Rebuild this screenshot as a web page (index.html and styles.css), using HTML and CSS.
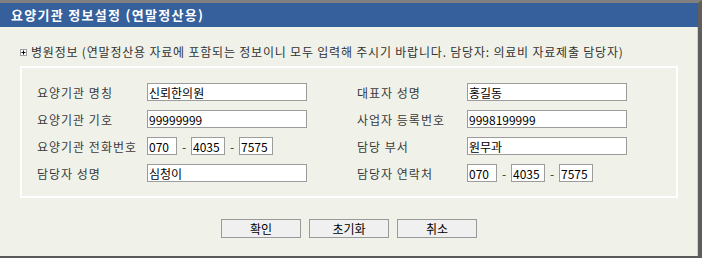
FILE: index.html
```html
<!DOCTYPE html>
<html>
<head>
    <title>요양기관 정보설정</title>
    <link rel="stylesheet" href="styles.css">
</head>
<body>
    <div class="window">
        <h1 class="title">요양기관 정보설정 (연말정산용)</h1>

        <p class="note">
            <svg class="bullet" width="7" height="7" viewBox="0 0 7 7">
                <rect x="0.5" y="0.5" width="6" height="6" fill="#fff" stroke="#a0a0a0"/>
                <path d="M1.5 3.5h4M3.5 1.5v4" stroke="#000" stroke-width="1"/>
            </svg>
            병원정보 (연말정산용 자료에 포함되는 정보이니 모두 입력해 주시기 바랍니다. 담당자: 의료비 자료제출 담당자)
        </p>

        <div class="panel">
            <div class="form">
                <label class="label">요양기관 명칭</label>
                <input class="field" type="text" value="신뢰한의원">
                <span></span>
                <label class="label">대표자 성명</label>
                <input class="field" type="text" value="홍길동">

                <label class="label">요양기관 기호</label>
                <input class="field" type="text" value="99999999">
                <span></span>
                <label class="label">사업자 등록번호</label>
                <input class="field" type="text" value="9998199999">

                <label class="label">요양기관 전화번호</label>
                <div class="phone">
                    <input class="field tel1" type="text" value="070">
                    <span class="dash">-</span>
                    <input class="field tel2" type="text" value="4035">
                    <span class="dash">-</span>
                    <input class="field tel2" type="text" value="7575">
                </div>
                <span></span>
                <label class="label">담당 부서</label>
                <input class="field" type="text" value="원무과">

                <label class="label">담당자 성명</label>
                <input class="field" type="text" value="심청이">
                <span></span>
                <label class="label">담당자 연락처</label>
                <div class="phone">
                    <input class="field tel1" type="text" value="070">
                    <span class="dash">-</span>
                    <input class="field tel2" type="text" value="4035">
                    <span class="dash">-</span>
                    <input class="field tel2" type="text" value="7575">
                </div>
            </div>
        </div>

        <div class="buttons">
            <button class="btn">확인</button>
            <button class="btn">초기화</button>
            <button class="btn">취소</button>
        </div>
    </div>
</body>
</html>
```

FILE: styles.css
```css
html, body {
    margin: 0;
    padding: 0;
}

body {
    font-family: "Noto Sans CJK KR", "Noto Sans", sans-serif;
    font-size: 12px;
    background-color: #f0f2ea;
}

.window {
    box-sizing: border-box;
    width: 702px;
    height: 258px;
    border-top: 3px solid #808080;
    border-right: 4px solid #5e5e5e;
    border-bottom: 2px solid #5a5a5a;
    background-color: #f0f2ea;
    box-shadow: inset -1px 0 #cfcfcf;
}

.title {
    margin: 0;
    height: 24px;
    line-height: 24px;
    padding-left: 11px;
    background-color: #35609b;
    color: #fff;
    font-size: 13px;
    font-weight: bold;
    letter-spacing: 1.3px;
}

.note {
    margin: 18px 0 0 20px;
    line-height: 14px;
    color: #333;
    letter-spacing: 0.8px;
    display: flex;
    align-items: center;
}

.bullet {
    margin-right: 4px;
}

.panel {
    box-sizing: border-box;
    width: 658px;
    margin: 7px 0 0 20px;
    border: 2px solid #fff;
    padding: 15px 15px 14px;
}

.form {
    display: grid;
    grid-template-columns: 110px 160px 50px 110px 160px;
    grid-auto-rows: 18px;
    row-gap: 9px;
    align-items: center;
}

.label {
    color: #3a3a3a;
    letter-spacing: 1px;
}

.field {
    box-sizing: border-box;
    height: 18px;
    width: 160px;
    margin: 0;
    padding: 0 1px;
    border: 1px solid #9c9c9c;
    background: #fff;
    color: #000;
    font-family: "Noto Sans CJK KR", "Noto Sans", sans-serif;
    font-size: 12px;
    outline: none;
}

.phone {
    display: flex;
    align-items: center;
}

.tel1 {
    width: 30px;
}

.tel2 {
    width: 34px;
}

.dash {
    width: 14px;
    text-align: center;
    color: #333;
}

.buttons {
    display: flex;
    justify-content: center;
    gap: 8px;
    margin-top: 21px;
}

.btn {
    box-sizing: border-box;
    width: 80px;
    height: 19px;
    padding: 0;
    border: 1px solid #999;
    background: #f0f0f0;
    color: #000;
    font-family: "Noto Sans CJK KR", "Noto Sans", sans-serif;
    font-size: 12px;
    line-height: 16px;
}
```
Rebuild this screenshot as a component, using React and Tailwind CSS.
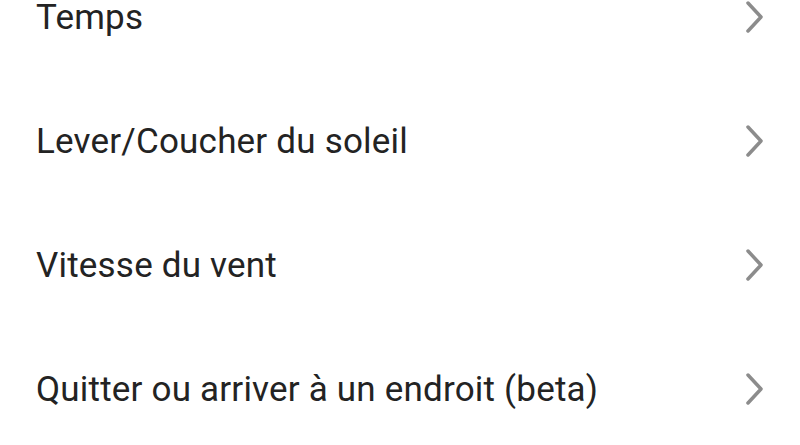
════════════════
Problem details:
List each line of the records that holds the string "screenshot".

Result for this exercise:
Rebuild this screenshot as a web page (index.html and styles.css), using HTML and CSS.
Rebuild this screenshot as a component, using React and Tailwind CSS.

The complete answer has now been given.